If onboarding depends on shadowing a top rep for months, you have a repeatable culture, not a scalable structure.
Why This Matters Now
Markets are less forgiving.
Capital is more expensive.
Customer acquisition costs fluctuate.
Attention is fragmented.
In this environment, intensity is not enough.
You cannot outwork structural inefficiency forever.
The companies that endure are not the ones with the most hustle.
They are the ones with the cleanest mechanics.
Mechanics that:
Distribute performance
Reduce variance
Lower dependency on individuals
Increase predictability
That is scalability.
And it is built intentionally.
A Hard Truth
Many teams resist this transition.
Why?
Because repeatability feels empowering.
It highlights individual excellence.
Scalability can feel constraining.
It forces documentation.
It forces clarity.
It exposes weak thinking.
When you document a process, you often discover it is not as clear as you thought.
But that discomfort is productive.
Clarity compounds.
Heroics decay.
The Strategic Question
At every growth stage, leadership should ask:
Are we growing because we are pushing harder?
Or because our system is producing more?
If growth slows when intensity drops, you are operating on repeatability.
If growth sustains because the machine runs regardless of who is watching, you are approaching scalability.
That difference defines valuation, optionality, and long-term resilience.
Final Thought
Repeatability is the foundation.
Scalability is the structure.
You need the first to discover what works.

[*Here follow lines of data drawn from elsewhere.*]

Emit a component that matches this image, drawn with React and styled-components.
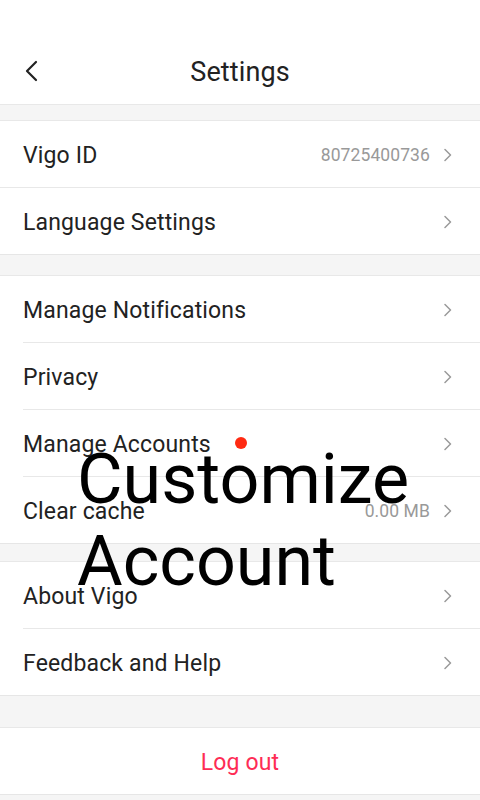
import React from "react";
import styled, { createGlobalStyle } from "styled-components";

const Global = createGlobalStyle`
  html, body { margin: 0; padding: 0; background: #f5f5f5; }
  body { font-family: Roboto, "Noto Sans", "Liberation Sans", sans-serif; }
  * { box-sizing: border-box; }
`;

const Page = styled.div`
  position: relative;
  width: 480px;
  min-height: 800px;
  background: #f5f5f5;
  display: flex;
  flex-direction: column;
`;

const Header = styled.header`
  height: 105px;
  padding-top: 40px;
  background: #fff;
  border-bottom: 1px solid #e8e8e8;
  display: grid;
  grid-template-columns: 64px 1fr 64px;
  align-items: center;
`;

const BackButton = styled.div`
  height: 64px;
  display: flex;
  align-items: center;
  padding-left: 24px;
  padding-bottom: 2px;
`;

const Title = styled.h1`
  margin: 0;
  text-align: center;
  font-size: 27px;
  font-weight: 400;
  color: #222;
  line-height: 64px;
  letter-spacing: 0.1px;
`;

const Section = styled.section`
  background: #fff;
  border-top: 1px solid #e8e8e8;
  border-bottom: 1px solid #e6e6e6;
  margin-top: ${(p) => p.$gap}px;
  display: flex;
  flex-direction: column;
`;

const Row = styled.div`
  position: relative;
  height: ${(p) => (p.$last ? 66 : 67)}px;
  padding-top: 2px;
  padding-bottom: ${(p) => (p.$last ? 0 : 1)}px;
  padding-left: 23px;
  padding-right: 28px;
  display: flex;
  align-items: center;
  ${(p) =>
    !p.$last &&
    `&::after {
      content: "";
      position: absolute;
      left: ${p.$fullLine ? 0 : 23}px;
      right: 0;
      bottom: 0;
      height: 1px;
      background: #e8e8e8;
    }`}
`;

const Label = styled.span`
  font-size: 23px;
  letter-spacing: 0.15px;
  color: #222;
`;

const Dot = styled.span`
  width: 12px;
  height: 12px;
  border-radius: 50%;
  background: #ff2a12;
  margin-left: 24px;
  margin-bottom: 2px;
`;

const Spacer = styled.span`
  flex: 1;
`;

const Value = styled.span`
  font-size: 17.5px;
  letter-spacing: 0.1px;
  color: #999;
  margin-right: 14px;
`;

const LogoutRow = styled.div`
  height: 66px;
  display: flex;
  align-items: center;
  justify-content: center;
  font-size: 23px;
  letter-spacing: 0.15px;
  color: #fe2c55;
  padding-top: 2px;
`;

const Overlay = styled.div`
  position: absolute;
  left: 77px;
  top: 438px;
  font-family: Roboto, sans-serif;
  font-size: 70px;
  line-height: 82px;
  color: #000;
  pointer-events: none;
`;

const Chevron = () => (
  <svg width="8" height="14" viewBox="0 0 8 14" fill="none">
    <path d="M1 1.5 L6.5 7 L1 12.5" stroke="#9a9a9a" strokeWidth="1.5" strokeLinecap="round" strokeLinejoin="round" />
  </svg>
);

const BackIcon = () => (
  <svg width="14" height="22" viewBox="0 0 14 22" fill="none">
    <path d="M12 2 L3 11 L12 20" stroke="#222" strokeWidth="2.2" strokeLinecap="round" strokeLinejoin="round" />
  </svg>
);

const Item = ({ label, value, dot, last, fullLine }) => (
  <Row $last={last} $fullLine={fullLine}>
    <Label>{label}</Label>
    {dot && <Dot />}
    <Spacer />
    {value && <Value>{value}</Value>}
    <Chevron />
  </Row>
);

export default function App() {
  return (
    <>
      <Global />
      <Page>
        <Header>
          <BackButton>
            <BackIcon />
          </BackButton>
          <Title>Settings</Title>
          <div />
        </Header>
        <Section $gap={15}>
          <Item label="Vigo ID" value="80725400736" fullLine />
          <Item label="Language Settings" last />
        </Section>
        <Section $gap={20}>
          <Item label="Manage Notifications" />
          <Item label="Privacy" />
          <Item label="Manage Accounts" dot />
          <Item label="Clear cache" value="0.00 MB" last />
        </Section>
        <Section $gap={17}>
          <Item label="About Vigo" />
          <Item label="Feedback and Help" last />
        </Section>
        <Section $gap={31}>
          <LogoutRow>Log out</LogoutRow>
        </Section>
        <Overlay>
          Customize
          <br />
          Account
        </Overlay>
      </Page>
    </>
  );
}
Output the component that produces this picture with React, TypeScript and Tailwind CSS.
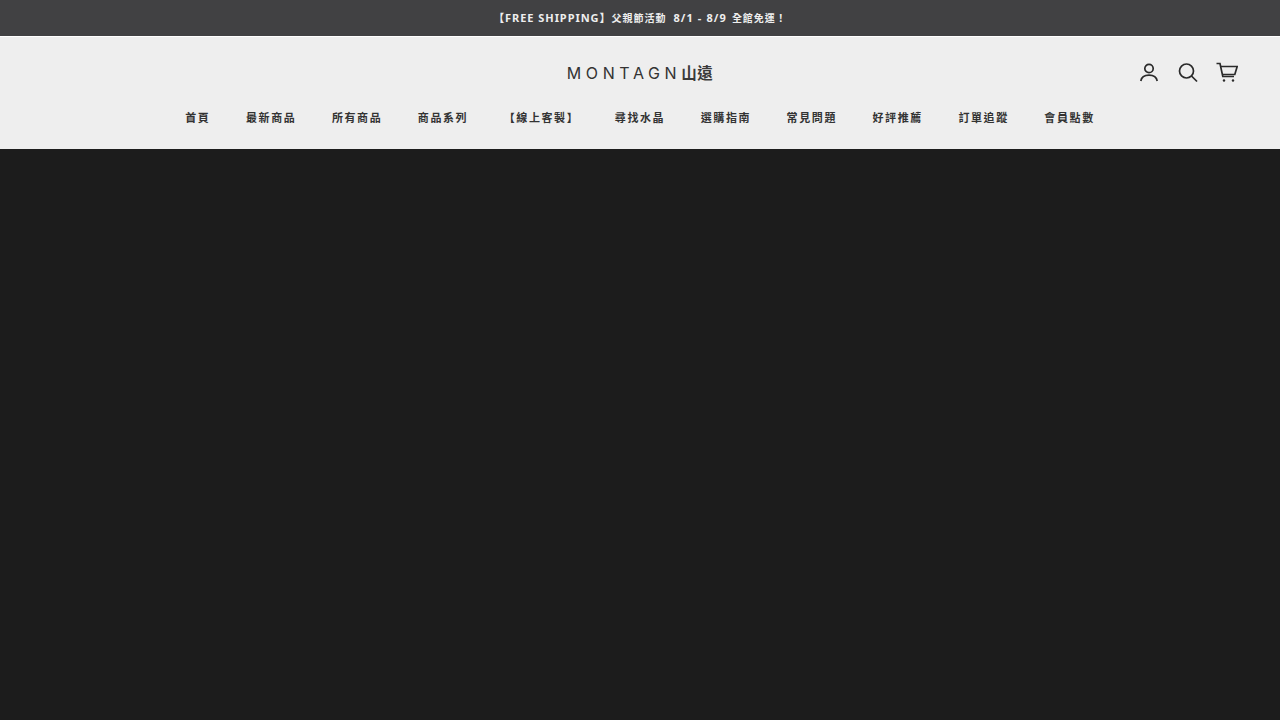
import React from 'react';

const navItems = ['首頁', '最新商品', '所有商品', '商品系列', '【線上客製】', '尋找水晶', '選購指南', '常見問題', '好評推薦', '訂單追蹤', '會員點數'];

const cjk = { fontFamily: '"Noto Sans", "Noto Sans CJK TC", sans-serif' };

const App: React.FC = () => {
  return (
    <div className="flex h-[720px] w-full flex-col overflow-hidden bg-[#1c1c1c]" style={cjk}>
      <div className="flex h-[36px] items-center justify-center bg-[#414143] pt-[1px] text-[11px] font-bold tracking-[1.1px] text-[#eeeeee]">
        <span className="tracking-[0.95px]">【FREE SHIPPING】</span>
        <span className="text-[10px] tracking-[1px]">父親節活動</span>
        <span className="ml-[7px]">8/1 - 8/9</span>
        <span className="ml-[5px] text-[10px] tracking-[1px]">全館免運！</span>
      </div>

      <header className="h-[113px] border-t border-white bg-[#eeeeee] text-[#222222]">
        <div className="flex h-[70px] items-center px-[42px]">
          <div className="w-[100px]" />
          <div className="flex flex-1 items-center justify-center pt-[2px]">
            <span className="font-['Inter','Noto_Sans_CJK_TC',sans-serif] text-[16px] tracking-[4.600px] text-[#333333]">
              MONTAGN<span className="text-[15.500px] font-bold tracking-[0.5px] text-[#3a3a3a]">山遠</span>
            </span>
          </div>
          <div className="flex w-[100px] items-center justify-end gap-[17px] pt-[1px]">
            <svg width="22" height="22" viewBox="0 0 22 22" fill="none" stroke="#2a2a2a" strokeWidth="1.7">
              <circle cx="11" cy="6.500" r="4.200" />
              <path d="M2.800 19c.6-3.900 3.800-5.900 8.200-5.900s7.600 2 8.200 5.900" />
            </svg>
            <svg width="22" height="22" viewBox="0 0 22 22" fill="none" stroke="#2a2a2a" strokeWidth="1.7">
              <circle cx="9.500" cy="9" r="7" />
              <path d="M14.500 14l5.500 5.500" />
            </svg>
            <svg width="22" height="22" viewBox="0 0 22 22" fill="none" stroke="#2a2a2a" strokeWidth="1.7">
              <path d="M0.500 1.500h3.500l2.800 13h11.200" />
              <path d="M4.600 4.500h16.600l-2.400 8H6.300" />
              <circle cx="8" cy="18.500" r="1.200" fill="#2a2a2a" stroke="none" />
              <circle cx="17" cy="18.500" r="1.200" fill="#2a2a2a" stroke="none" />
            </svg>
          </div>
        </div>
        <nav className="flex items-center justify-center gap-[35.5px] pt-[3px] text-[11px] font-bold tracking-[1.6px] text-[#333333]">
          {navItems.map((item) => (
            <a key={item}>{item}</a>
          ))}
        </nav>
      </header>

      <main className="flex-1 bg-[#1c1c1c]" />
    </div>
  );
};

export default App;
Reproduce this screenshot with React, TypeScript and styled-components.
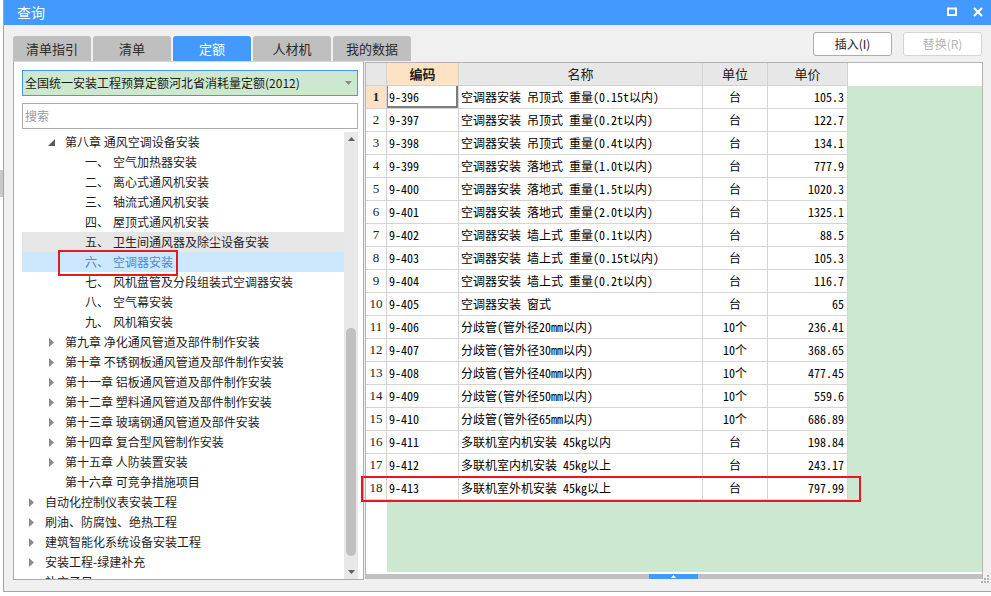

You need the second to make it durable.
In go-to-market mechanics, the shift from one to the other is the shift from effort-driven growth to architecture-driven growth.
And architecture, unlike effort, compounds.
If your team feels busy but growth feels fragile, the issue may not be strategy.
It may be that you have mastered repetition but never designed a scale.
That is not a failure.
It is simply the next level of thinking required.